It is a Machine Learning classifier based on IDC dataset to classify a histology image as malignant or benign. (tutorial followed from DataFlair)
In this project in python, I have build a classifier to train on 80% of a breast cancer histology image dataset. Of this, I kept 10% of the data for validation. Using Keras, I defined a CNN (Convolutional Neural Network), (CancerNet), and trained it on our images. I, then derived a confusion matrix to analyze the performance of the model.
IDC is Invasive Ductal Carcinoma; cancer that develops in a milk duct and invades the fibrous or fatty breast tissue outside the duct; it is the most common form of breast cancer forming 80% of all breast cancer diagnoses. And histology is the study of the microscopic structure of tissues. (source - Data Flair)
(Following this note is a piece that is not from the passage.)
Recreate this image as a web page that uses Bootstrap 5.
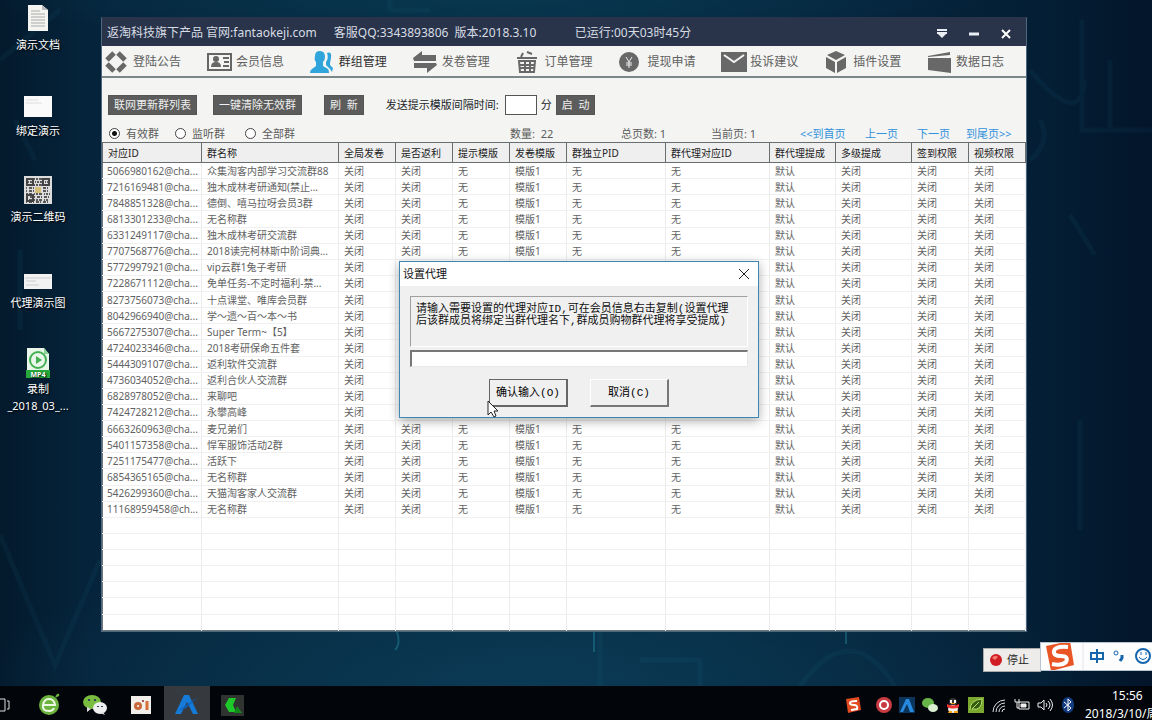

Install some python packages to be able to run this advanced python project. You can do this with pip-
pip install numpy opencv-python pillow tensorflow keras imutils scikit-learn matplotlib
For Datasets
mkdir datasets
mkdir datasets\original
cd breast-cancer-classification\breast-cancer-classification\datasets\original tree
config.py:
This holds some configuration we’ll need for building the dataset and training the model. You’ll find this in the cancernet directory.
import os
INPUT_DATASET = "datasets/original"
BASE_PATH = "datasets/idc"
TRAIN_PATH = os.path.sep.join([BASE_PATH, "training"])
VAL_PATH = os.path.sep.join([BASE_PATH, "validation"])
TEST_PATH = os.path.sep.join([BASE_PATH, "testing"])
TRAIN_SPLIT = 0.8
VAL_SPLIT = 0.1
build_dataset.py:
This will split our dataset into training, validation, and testing sets in the ratio mentioned above- 80% for training (of that, 10% for validation) and 20% for testing. With the ImageDataGenerator from Keras, we will extract batches of images to avoid making space for the entire dataset in memory at once.
Run the script build_dataset.py:
py build_dataset.py
cancernet.py:
The network we’ll build will be a CNN (Convolutional Neural Network) and call it CancerNet. This network performs the following operations:
Use 3×3 CONV filters
Stack these filters on top of each other
Perform max-pooling
Use depthwise separable convolution (more efficient, takes up less memory)
To Sum-up I learned to build a breast cancer classifier on the IDC dataset (with histology images for Invasive Ductal Carcinoma) and created the network CancerNet for the same. We used Keras to implement the same.